Pero los efectos colaterales de la respuesta de las Fuerzas de Defensa Israelíes con su predecible procesión de muertos y cantidades ingentes de heridos —especialmente porque la evaluación provisional del sábado 7 de octubre hace pensar que el número de víctimas israelíes superó al de palestinos en el primer día de enfrentamiento— ya se han dejado sentir. Riad solo ha podido “poner en guardia a Israel contra los posibles riesgos de escalada debido a la ocupación y privación de los derechos legítimos del pueblo palestino, así como de las provocaciones sistemáticas contra sus lugares sagrados”, para evitar que su rival chií encuentre argumentos para desafiarlo por el liderazgo mundial sobre el islam. El acercamiento con el Estado judío se pospone sine die, para gran vergüenza de la Casa Blanca, que pretendía contrarrestar la política agresiva de Teherán, que se ha acercado considerablemente al Kremlin, destinatario de armas iraníes utilizadas por el Ejército ruso contra las tropas ucranias. Inversamente, la diplomacia afín a Putin, a la que se ha aferrado Netanyahu durante sus años en el poder, y que constituía un seguro político ante la República Islámica, principalmente en el espacio aéreo sirio, también ha resultado un fracaso.

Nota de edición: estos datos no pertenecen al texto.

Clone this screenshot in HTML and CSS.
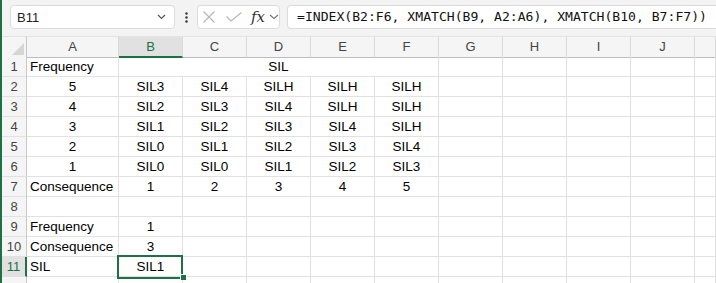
FILE: index.html
```html
<!DOCTYPE html>
<html lang="en">
<head>
  <meta charset="UTF-8">
  <title>SIL matrix</title>
  <link rel="stylesheet" href="styles.css">
</head>
<body>
<div class="app">
  <!-- name box + formula bar -->
  <div class="toolbar">
    <div class="namebox">
      <span>B11</span>
      <svg width="9" height="6" viewBox="0 0 9 6"><path d="M1 1 L4.5 4.5 L8 1" fill="none" stroke="#555" stroke-width="1.2"/></svg>
    </div>
    <div class="more">
      <svg width="3" height="11" viewBox="0 0 3 11"><circle cx="1.5" cy="1.5" r="1.2" fill="#333"/><circle cx="1.5" cy="5.5" r="1.2" fill="#333"/><circle cx="1.5" cy="9.5" r="1.2" fill="#333"/></svg>
    </div>
    <div class="fx-tools">
      <svg class="ico-x" width="12" height="12" viewBox="0 0 12 12"><path d="M0.5 0.5 L11.5 11.5 M11.5 0.5 L0.5 11.5" stroke="#b5b5b5" stroke-width="1.1"/></svg>
      <svg class="ico-ok" width="16" height="10" viewBox="0 0 16 10"><path d="M0.5 4.5 L5 9 L15.5 0.5" fill="none" stroke="#b5b5b5" stroke-width="1.1"/></svg>
      <span class="fx">fx</span>
      <svg width="10" height="6" viewBox="0 0 10 6"><path d="M1 1 L5 4.5 L9 1" fill="none" stroke="#777" stroke-width="1.1"/></svg>
    </div>
    <div class="formula">=INDEX(B2:F6, XMATCH(B9, A2:A6), XMATCH(B10, B7:F7))</div>
  </div>

  <!-- sheet grid -->
  <div class="sheet">
    <div class="row head">
      <div class="corner"><svg width="12" height="12" viewBox="0 0 12 12"><polygon points="12,0 12,12 0,12" fill="#d6d6d6"/></svg></div>
      <div class="col">A</div>
      <div class="col on">B</div>
      <div class="col">C</div>
      <div class="col">D</div>
      <div class="col">E</div>
      <div class="col">F</div>
      <div class="col">G</div>
      <div class="col">H</div>
      <div class="col">I</div>
      <div class="col">J</div>
      <div class="col"></div>
    </div>

    <div class="row">
      <div class="rh">1</div>
      <div class="c">Frequency</div>
      <div class="c mid merge">SIL</div>
      <div class="c"></div><div class="c"></div><div class="c"></div><div class="c"></div><div class="c"></div>
    </div>
    <div class="row">
      <div class="rh">2</div>
      <div class="c mid">5</div>
      <div class="c mid">SIL3</div><div class="c mid">SIL4</div><div class="c mid">SILH</div><div class="c mid">SILH</div><div class="c mid">SILH</div>
      <div class="c"></div><div class="c"></div><div class="c"></div><div class="c"></div><div class="c"></div>
    </div>
    <div class="row">
      <div class="rh">3</div>
      <div class="c mid">4</div>
      <div class="c mid">SIL2</div><div class="c mid">SIL3</div><div class="c mid">SIL4</div><div class="c mid">SILH</div><div class="c mid">SILH</div>
      <div class="c"></div><div class="c"></div><div class="c"></div><div class="c"></div><div class="c"></div>
    </div>
    <div class="row">
      <div class="rh">4</div>
      <div class="c mid">3</div>
      <div class="c mid">SIL1</div><div class="c mid">SIL2</div><div class="c mid">SIL3</div><div class="c mid">SIL4</div><div class="c mid">SILH</div>
      <div class="c"></div><div class="c"></div><div class="c"></div><div class="c"></div><div class="c"></div>
    </div>
    <div class="row">
      <div class="rh">5</div>
      <div class="c mid">2</div>
      <div class="c mid">SIL0</div><div class="c mid">SIL1</div><div class="c mid">SIL2</div><div class="c mid">SIL3</div><div class="c mid">SIL4</div>
      <div class="c"></div><div class="c"></div><div class="c"></div><div class="c"></div><div class="c"></div>
    </div>
    <div class="row">
      <div class="rh">6</div>
      <div class="c mid">1</div>
      <div class="c mid">SIL0</div><div class="c mid">SIL0</div><div class="c mid">SIL1</div><div class="c mid">SIL2</div><div class="c mid">SIL3</div>
      <div class="c"></div><div class="c"></div><div class="c"></div><div class="c"></div><div class="c"></div>
    </div>
    <div class="row">
      <div class="rh">7</div>
      <div class="c">Consequence</div>
      <div class="c mid">1</div><div class="c mid">2</div><div class="c mid">3</div><div class="c mid">4</div><div class="c mid">5</div>
      <div class="c"></div><div class="c"></div><div class="c"></div><div class="c"></div><div class="c"></div>
    </div>
    <div class="row">
      <div class="rh">8</div>
      <div class="c"></div>
      <div class="c"></div><div class="c"></div><div class="c"></div><div class="c"></div><div class="c"></div>
      <div class="c"></div><div class="c"></div><div class="c"></div><div class="c"></div><div class="c"></div>
    </div>
    <div class="row">
      <div class="rh">9</div>
      <div class="c">Frequency</div>
      <div class="c mid">1</div><div class="c"></div><div class="c"></div><div class="c"></div><div class="c"></div>
      <div class="c"></div><div class="c"></div><div class="c"></div><div class="c"></div><div class="c"></div>
    </div>
    <div class="row">
      <div class="rh">10</div>
      <div class="c">Consequence</div>
      <div class="c mid">3</div><div class="c"></div><div class="c"></div><div class="c"></div><div class="c"></div>
      <div class="c"></div><div class="c"></div><div class="c"></div><div class="c"></div><div class="c"></div>
    </div>
    <div class="row">
      <div class="rh on">11</div>
      <div class="c">SIL</div>
      <div class="c mid sel">SIL1</div><div class="c"></div><div class="c"></div><div class="c"></div><div class="c"></div>
      <div class="c"></div><div class="c"></div><div class="c"></div><div class="c"></div><div class="c"></div>
    </div>
    <div class="row">
      <div class="rh"></div>
      <div class="c"></div>
      <div class="c"></div><div class="c"></div><div class="c"></div><div class="c"></div><div class="c"></div>
      <div class="c"></div><div class="c"></div><div class="c"></div><div class="c"></div><div class="c"></div>
    </div>
  </div>
</div>
</body>
</html>
```

FILE: styles.css
```css
body {
  margin: 0;
  background: #fff;
  font-family: "Liberation Sans", Arial, sans-serif;
  color: #000;
}
.app {
  border-left: 2px solid #1e7145;
  height: 283px;
  overflow: hidden;
}

/* formula bar */
.toolbar {
  height: 36px;
  box-sizing: border-box;
  padding: 5px 0 0 8px;
  background: #f3f3f3;
  display: flex;
  align-items: flex-start;
}
.namebox {
  width: 165px;
  height: 24px;
  box-sizing: border-box;
  background: #fff;
  border: 1px solid #dcdcdc;
  border-radius: 4px;
  display: flex;
  align-items: center;
  justify-content: space-between;
  padding: 0 8px 0 6px;
  font-size: 13px;
  color: #222;
}
.more {
  width: 22px;
  height: 24px;
  display: flex;
  align-items: center;
  justify-content: center;
}
.fx-tools {
  width: 83px;
  height: 24px;
  box-sizing: border-box;
  background: #fff;
  border: 1px solid #dcdcdc;
  border-radius: 4px;
  margin-right: 7px;
  display: flex;
  align-items: center;
  padding-left: 5px;
}
.ico-x {
  margin-right: 11px;
}
.ico-ok {
  margin-right: 9px;
}
.fx {
  font-family: "DejaVu Serif", "Liberation Serif", serif;
  font-style: italic;
  font-size: 15px;
  color: #333;
  margin-right: 4px;
  line-height: 22px;
}
.formula {
  flex: 1;
  height: 24px;
  box-sizing: border-box;
  background: #fff;
  border: 1px solid #dcdcdc;
  border-right: none;
  border-radius: 4px 0 0 4px;
  padding-left: 9px;
  font-family: "DejaVu Sans Mono", "Liberation Mono", monospace;
  font-size: 13.1px;
  line-height: 22px;
  white-space: nowrap;
  overflow: hidden;
  color: #111;
}

/* grid */
.row {
  display: grid;
  grid-template-columns: 25px 92px repeat(9, 64px) 1fr;
  height: 20px;
}
.c, .rh, .col, .corner {
  box-sizing: border-box;
  border-right: 1px solid #e1e1e1;
  border-bottom: 1px solid #e1e1e1;
}
.c {
  font-size: 13.5px;
  line-height: 19px;
  padding-left: 3px;
  white-space: nowrap;
}
.mid {
  text-align: center;
  padding-left: 0;
}
.merge {
  grid-column: span 5;
}
.head {
  height: 21px;
}
.col, .corner {
  background: #f5f5f5;
  border-top: 1px solid #e3e3e3;
  border-right-color: #d9d9d9;
  border-bottom-color: #bdbdbd;
  font-size: 13px;
  line-height: 19px;
  text-align: center;
  color: #444;
}
.corner {
  display: flex;
  justify-content: flex-end;
  align-items: flex-end;
  padding: 0 2px 2px 0;
  border-right-color: #c8c8c8;
}
.col.on {
  background: #e1e1e1;
  color: #1e7145;
  border-bottom: 2px solid #1e7145;
}
.rh {
  background: #f5f5f5;
  border-right-color: #c8c8c8;
  font-size: 13px;
  line-height: 19px;
  text-align: center;
  color: #444;
}
.rh.on {
  background: #e1e1e1;
  color: #1e7145;
  border-right: 2px solid #1e7145;
}

/* active cell */
.sel {
  position: relative;
}
.sel::after {
  content: "";
  position: absolute;
  left: -2px;
  top: -2px;
  width: 66px;
  height: 24px;
  box-sizing: border-box;
  border: 2px solid #1e7145;
}
.sel::before {
  content: "";
  position: absolute;
  left: 61px;
  top: 17px;
  width: 5px;
  height: 5px;
  background: #1e7145;
  border: 1px solid #fff;
  z-index: 1;
}
```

Recibido en tono menor en Nueva York, al margen de la Asamblea General de Naciones Unidas, por el presidente Biden, que no oculta el desprecio que siente por Bibi, este último se ve obligado hoy a llamar a sus predecesores al rescate... a riesgo de ver pronto cerrarse sobre él la trampa legal que su alianza con la extrema derecha había retrasado, a costa de un desastre político y de seguridad para el Estado judío. Está experimentando uno de los peligros más graves de su existencia, mientras que los signatarios árabes actuales y potenciales del Pacto de Abraham, así como Egipto y Jordania, tendrán que enfrentarse a su opinión pública. Los enemigos de Occidente en general, empezando por Teherán y por ende Moscú, son los beneficiarios, sujetos a una conflagración general que sería la sombra del 11-S, recuperado ahora por el islamismo chií.